Monday, Oct. 29, 1945
Made in U.S.A.
Signboards outside Manhattan's dingy Metropolitan Opera House still advertised "The greatest in Russian Ballet." But of Ballet Theatre's 45 dancers on display inside, 31 were American-born--and only three were Russian.
In the days of the great impresario Diaghilev, ballet had artists like Picasso and Matisse to do the sets, composers like Stravinsky and Ravel to do the music. Now dancers, designers and choreographers had made-in-the-U.S. stamped all over them, had borrowed as heavily from Broadway as Broadway has from them (Oklahoma!, Carousel, etc.).

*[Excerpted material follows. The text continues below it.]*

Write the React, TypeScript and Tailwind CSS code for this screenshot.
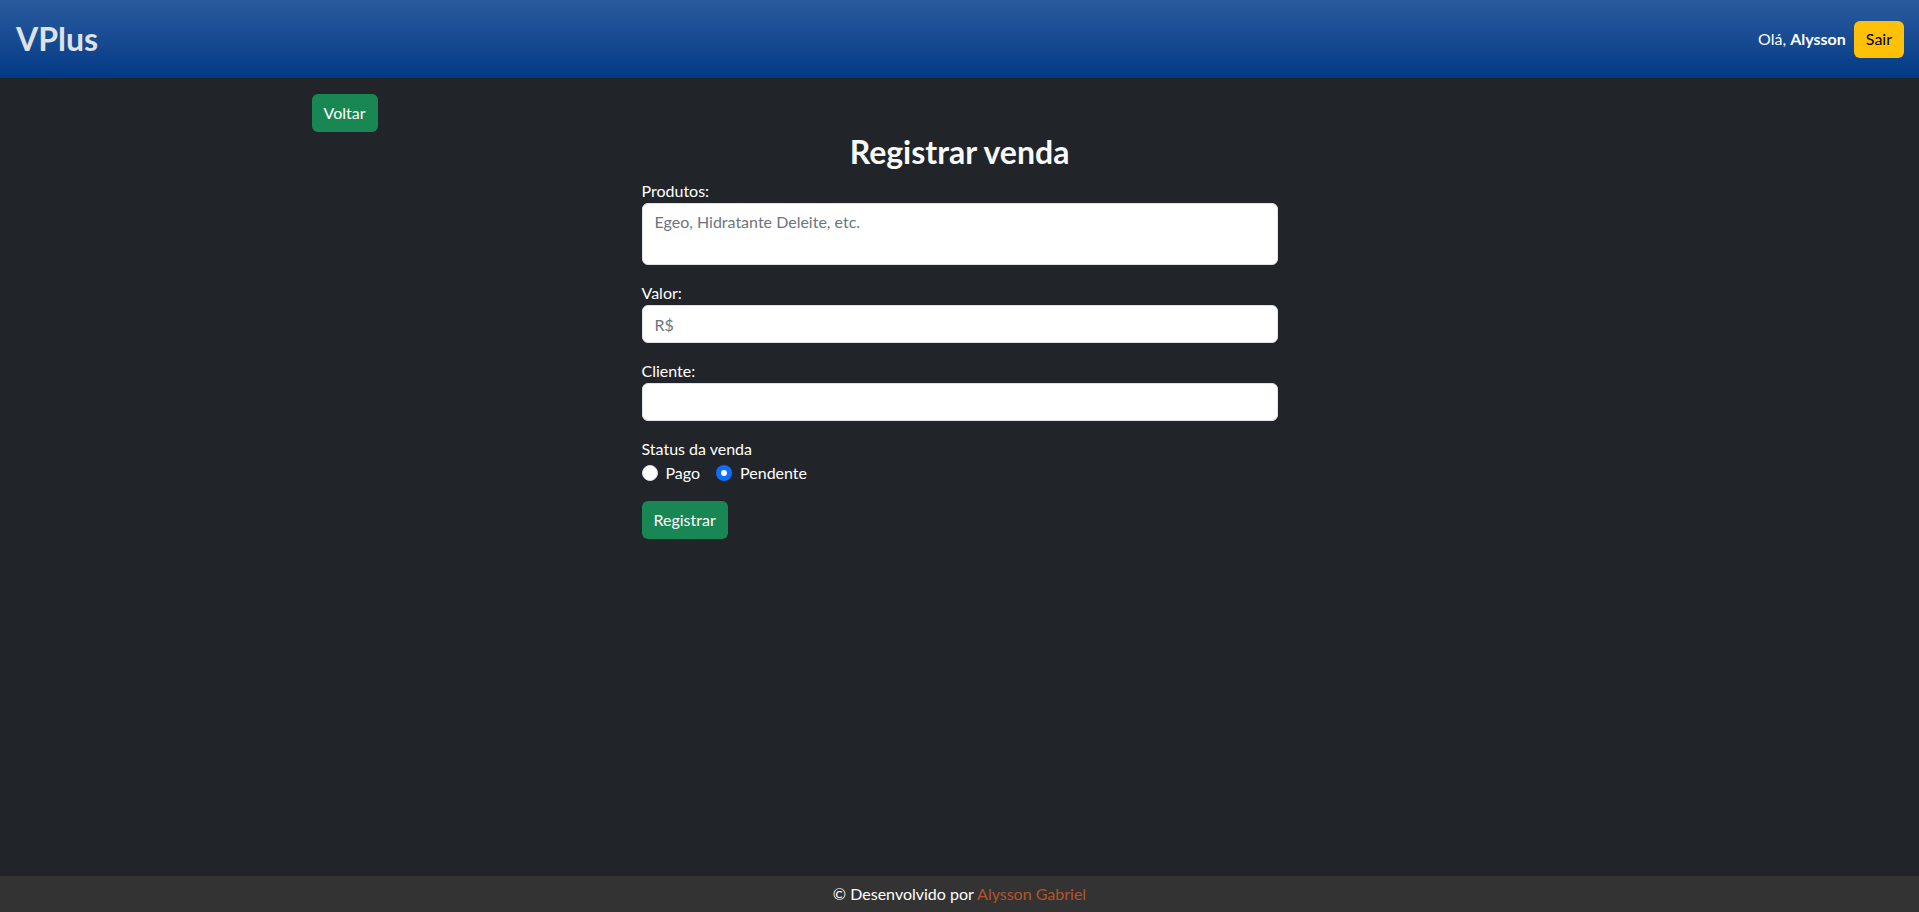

Last week, with ballet's fall season under way, Manhattan audiences had seen premieres of three new ballets:
P: On Stage! was a lightweight backstage parody by Manhattan-born Michael Kidd, 28, in which dancers in practice costumes smoke pipes, mug around, indulge in such ballet blasphemies as yelling and talking. The plot: a Charlie Chaplin-like handyman helps a shy girl applicant get her chance.
P: Gift of the Magi is O. Henry's Christmas story told more with mime than footwork, by Latvian-born Simon Semenoff, to an American's music, and an American backdrop.
P: Interplay, the best of the lot, is as free of story as a nonobjective painting. It is done by youthful Jerome Robbins, who did the choreography of the jazzy 1944 sailor ballet, Fancy Free. Interplay, a pleasant trifle, had a summer Broadway run in Billy Rose's Concert Varieties revue, has been improved considerably since.